Es bueno recordar que la oración es un diálogo entre dos personas vivas, Dios y nosotros, donde unas veces hablamos y otras escuchamos. No es un diálogo como el que podemos tener con alguien que encontremos por la calle. Es más íntimo. En la oración nos asomamos a la intimidad de Dios y dejamos que Él haga lo mismo con nosotros. Es un diálogo de corazón a Corazón, pero también de Corazón a corazón. De la oración sacamos fuerza, orientación… de ella mana nuestra fuerza. Sin oración no podemos nada.
Los sacramentos son un encuentro personal con Cristo resucitado. En ellos tocamos la humanidad santísima del Señor, tocamos su manto con fe y quedamos curados por su fuerza, como la hemorroísa. Por eso es tan importante celebrar los sacramentos de la forma que nos dice la Iglesia y no como nosotros queramos. Nadie “sabe” más que el Espíritu Santo que asiste a la Iglesia y actúa en ella. Cuando actuamos por nuestra cuenta nos jugamos la acción de Dios en las almas, la unión intima del sarmiento con la vid. No juguemos con eso. Seamos buenos hijos de la Iglesia. La humildad es central en la celebración.
Sacramentos y oración son los medios que más íntimamente nos unen a Dios. Si estamos unidos a Él nuestro testimonio, caridad y evangelización serán efectivas, pues la fuerza de Dios actúa en nosotros y por medio nuestro. Unidos a Él anunciaremos a Jesucristo de la forma en que quiere ser anunciado: tal cual se ha entregado a su Esposa. No hay un Cristo distinto al que la Iglesia anuncia. El auténtico y verdadero Jesús es el anunciado por su Esposa. El resto, con innegables trazos de verdad, son “cristos desvirtuados, descafeinados”.

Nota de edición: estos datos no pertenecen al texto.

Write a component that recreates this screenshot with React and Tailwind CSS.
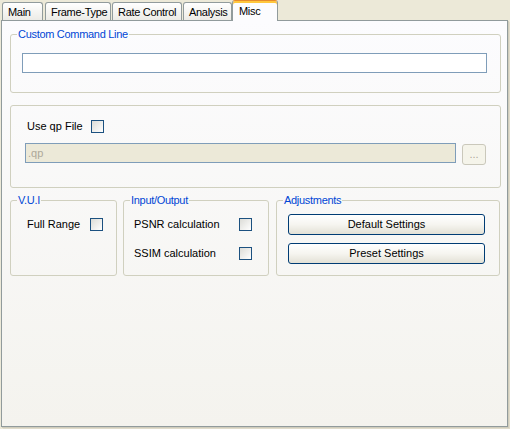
import React from 'react';

const tabs = [
  { label: 'Main', cls: 'ml-[2px] w-[41px]' },
  { label: 'Frame-Type', cls: 'ml-[2px] w-[66px]' },
  { label: 'Rate Control', cls: 'ml-[1px] w-[70px]' },
  { label: 'Analysis', cls: 'ml-[1px] w-[49px]' },
];

const Checkbox = () => (
  <span className="inline-block w-[13px] h-[13px] shrink-0 border border-[#1c5180] bg-gradient-to-br from-[#dcdcd7] to-white" />
);

const Legend = ({ children }) => (
  <legend className="ml-[6px] px-[1px] text-[#0046d5] leading-[13px] tracking-[-0.3px]">{children}</legend>
);

const XpButton = ({ children, className = '' }) => (
  <button className={`flex items-center justify-center w-[197px] h-[21px] rounded-[3px] border border-[#003c74] bg-gradient-to-b from-white via-[#f6f5f0] to-[#e3e1d6] text-black ${className}`}>
    {children}
  </button>
);

const App = () => {
  return (
    <div className="w-[510px] h-[429px] bg-[#ece9d8] font-['Liberation_Sans',Arial,sans-serif] text-[11px] text-black overflow-hidden">
      {/* tab strip */}
      <div className="relative z-10 flex items-end h-[20px] tracking-[-0.3px]">
        {tabs.map((t) => (
          <div
            key={t.label}
            className={`${t.cls} h-[18px] flex items-center pl-[5px] pt-px border border-b-0 border-[#919b9c] rounded-t-[3px] bg-gradient-to-b from-white to-[#ecebe6] whitespace-nowrap`}
          >
            {t.label}
          </div>
        ))}
        <div className="w-[46px] h-[21px] -mb-px flex items-start pl-[6px] pt-[4px] border border-b-0 border-[#919b9c] border-t-[#e68b2c] rounded-t-[3px] bg-[#fcfcfe] shadow-[inset_0_2px_0_#ffc73c] whitespace-nowrap leading-[13px]">
          Misc
        </div>
      </div>

      {/* tab page */}
      <div className="ml-px w-[507px] h-[407px] border border-[#919b9c] bg-gradient-to-b from-[#fcfcfe] to-[#f4f3ee] shadow-[1px_1px_0_#d0cdbd,2px_2px_0_#e0dccb]">
        <fieldset className="ml-[8px] mt-[7px] w-[491px] h-[65px] border border-[#d0d0bf] rounded-[3px]">
          <Legend>Custom Command Line</Legend>
          <div className="pl-[11px]">
            <input className="block mt-[12px] w-[465px] h-[20px] border border-[#7f9db9] bg-white outline-none" />
          </div>
        </fieldset>

        <div className="ml-[8px] mt-[12px] w-[491px] h-[83px] border border-[#d0d0bf] rounded-[3px]">
          <div className="flex items-center h-[13px] mt-[14px] pl-[16px]">
            <span className="w-[64px] leading-[13px]">Use qp File</span>
            <Checkbox />
          </div>
          <div className="flex items-start mt-[10px] pl-[14px]">
            <div className="w-[431px] h-[20px] flex items-center pl-[2px] border border-[#7f9db9] bg-[#ece9d8] text-[#aca899]">
              .qp
            </div>
            <div className="ml-[6px] mt-px w-[24px] h-[21px] flex items-center justify-center rounded-[3px] border border-[#cac8bb] bg-[#f5f4ea] text-[#aca899] leading-none">
              ...
            </div>
          </div>
        </div>

        <div className="flex ml-[8px] mt-[6px]">
          <fieldset className="w-[107px] h-[82px] border border-[#d0d0bf] rounded-[3px]">
            <Legend>V.U.I</Legend>
            <div className="flex items-center h-[13px] mt-[11px] pl-[16px]">
              <span className="w-[63px] leading-[13px]">Full Range</span>
              <Checkbox />
            </div>
          </fieldset>

          <fieldset className="ml-[6px] w-[146px] h-[82px] border border-[#d0d0bf] rounded-[3px]">
            <Legend>Input/Output</Legend>
            <div className="pl-[10px]">
              <div className="flex items-center h-[13px] mt-[11px]">
                <span className="w-[105px] leading-[13px]">PSNR calculation</span>
                <Checkbox />
              </div>
              <div className="flex items-center h-[13px] mt-[16px]">
                <span className="w-[105px] leading-[13px]">SSIM calculation</span>
                <Checkbox />
              </div>
            </div>
          </fieldset>

          <fieldset className="ml-[7px] w-[224px] h-[82px] border border-[#d0d0bf] rounded-[3px]">
            <Legend>Adjustments</Legend>
            <div className="pl-[11px]">
              <XpButton className="mt-[7px]">Default Settings</XpButton>
              <XpButton className="mt-[8px]">Preset Settings</XpButton>
            </div>
          </fieldset>
        </div>
      </div>
    </div>
  );
};

export default App;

El alma unida a Jesús mediante los medios que Él nos ha dado es un alma que da fruto, y frutos de vida eterna. “Por sus frutos los conoceréis” dice el Señor. Por los frutos se sabe si el sarmiento está unido a la vid o no. Pero los frutos solo los puede juzgar Dios, nadie más. A nosotros no nos corresponde juzgar, nos corresponde unirnos cada día más a nuestro Señor y dar frutos unidos a Él. No perdamos el tiempo y las energías en juzgar.
Sin Jesús no podemos hacer nada. Con Jesús lo podemos todo. Así nos lo recuerda el evangelio hoy. “El que permanece unido a mí da fruto”, “sin mí no podéis hacer nada”. De aquí la necesidad de la unión con Dios. La mayor aventura de nuestra vida es la relación con Dios. Nuestra gloria es Dios y “la gloria de Dios es que el hombre viva”. Por tanto, que busquemos a Cristo, lo encontremos y lo amemos. Solo así daremos frutos, frutos de vida eterna. Así daremos gloria a Dios en la tierra y, si Él quiere, en el cielo.